API_BASE="http://127.0.0.1:8080/v1"
MODEL="local-model"

curl -sS "$API_BASE/chat/completions" \
  -H 'Content-Type: application/json' \
  -d @- <<'JSON'
{
  "model": "local-model",
  "messages": [
    {"role": "system", "content": "You are a cautious assistant."},
    {"role": "user", "content": "Explain, briefly, how to rotate logs for a small service. Include 3 bullet points."}
  ],
  "temperature": 0.4
}
JSON

The content of the prompt is not sacred. The stability is. If a quant starts ignoring constraints, repeating itself, or turning everything into a manifesto, I notice quickly.

common gotchas I keep relearning

quantization is not the only variable

Runners have flags. Context size changes memory pressure. Offload settings change the bottleneck. It is easy to blame “the quant” when the real issue is “I changed three knobs at once.”

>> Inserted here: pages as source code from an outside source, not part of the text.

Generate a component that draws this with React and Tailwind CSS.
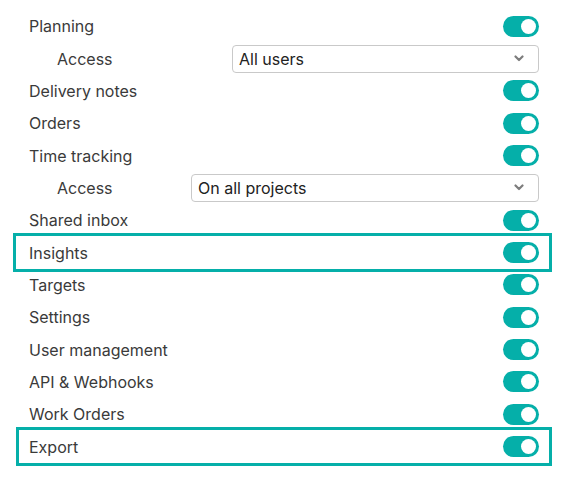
const rows = [
  { label: 'Planning' },
  { label: 'Access', select: 'All users', width: 'w-[307px]' },
  { label: 'Delivery notes' },
  { label: 'Orders' },
  { label: 'Time tracking' },
  { label: 'Access', select: 'On all projects', width: 'w-[348px]' },
  { label: 'Shared inbox' },
  { label: 'Insights', highlight: 'insights' },
  { label: 'Targets' },
  { label: 'Settings' },
  { label: 'User management' },
  { label: 'API & Webhooks' },
  { label: 'Work Orders' },
  { label: 'Export', highlight: 'export' },
];

function Toggle() {
  return (
    <div className="w-[36px] h-[21px] rounded-full bg-[#05afa9] flex items-center justify-end pr-[3px] shrink-0">
      <div className="w-[15px] h-[15px] rounded-full bg-white" />
    </div>
  );
}

function Select({ value, width }) {
  return (
    <div className={`${width} h-[28px] border border-[#c9c9c9] rounded-[4px] bg-white flex items-center justify-between pl-[6px] pr-[14px]`}>
      <span className="text-[16px] text-[#222]">{value}</span>
      <svg width="10" height="7" viewBox="0 0 10 7" fill="none">
        <path d="M1.5 1.5L5 5L8.5 1.5" stroke="#7d7d7d" strokeWidth="2.2" strokeLinecap="round" strokeLinejoin="round" />
      </svg>
    </div>
  );
}

export default function App() {
  return (
    <div className="w-[570px] h-[489px] bg-white pt-[10px] pl-[16px] pr-[21px]" style={{ fontFamily: 'Inter, "Noto Sans", sans-serif' }}>
      {rows.map((row, i) => {
        const outline =
          row.highlight === 'insights'
            ? 'outline-[3.5px] outline outline-[#05afa9] pl-[13px]'
            : row.highlight === 'export'
            ? 'outline-[3.5px] outline outline-[#05afa9] ml-[3px] pl-[10px]'
            : 'pl-[13px]';
        return (
          <div key={i} className={`h-[32.35px] flex items-center justify-between pr-[10px] ${outline}`}>
            <span className={`text-[16px] text-[#3a3a3a] ${row.select ? 'pl-[28px]' : ''}`}>{row.label}</span>
            {row.select ? <Select value={row.select} width={row.width} /> : <Toggle />}
          </div>
        );
      })}
    </div>
  );
}
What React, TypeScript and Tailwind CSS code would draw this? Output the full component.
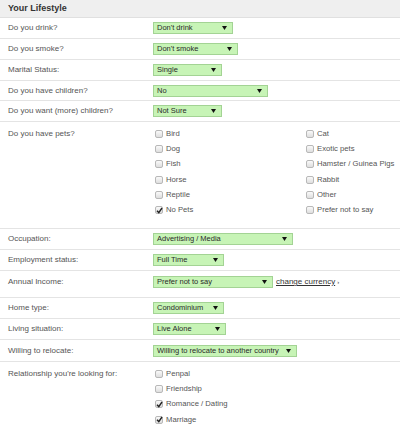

small models can feel smarter when they are fast

This sounds weird, but it shows up in my workflow. If the model responds quickly, I iterate more. More iterations can beat slightly higher quality per response. In that sense, speed is a quality multiplier.

what worked / what broke

what worked

  • Keeping two “approved” quants per model family: one daily driver and one quality check.
  • Testing with my real prompts instead of random trivia questions.
  • Documenting the runner flags alongside the model, so I can reproduce behavior later.

what broke

  • Benchmark brain: optimizing for tokens-per-second while my problem was cold start latency.
  • Assuming “bigger is always better”: heavier quants sometimes reduced stability in my setup.
  • Mixing changes: swapping runner builds and quants at the same time made debugging miserable.

the rule I try to follow

Pick the smallest quant that reliably follows instructions for your workload. If you cannot tell the difference in your day-to-day tasks, you probably do not need the heavier file. And if you can tell the difference, keep the heavier file for the jobs that actually benefit.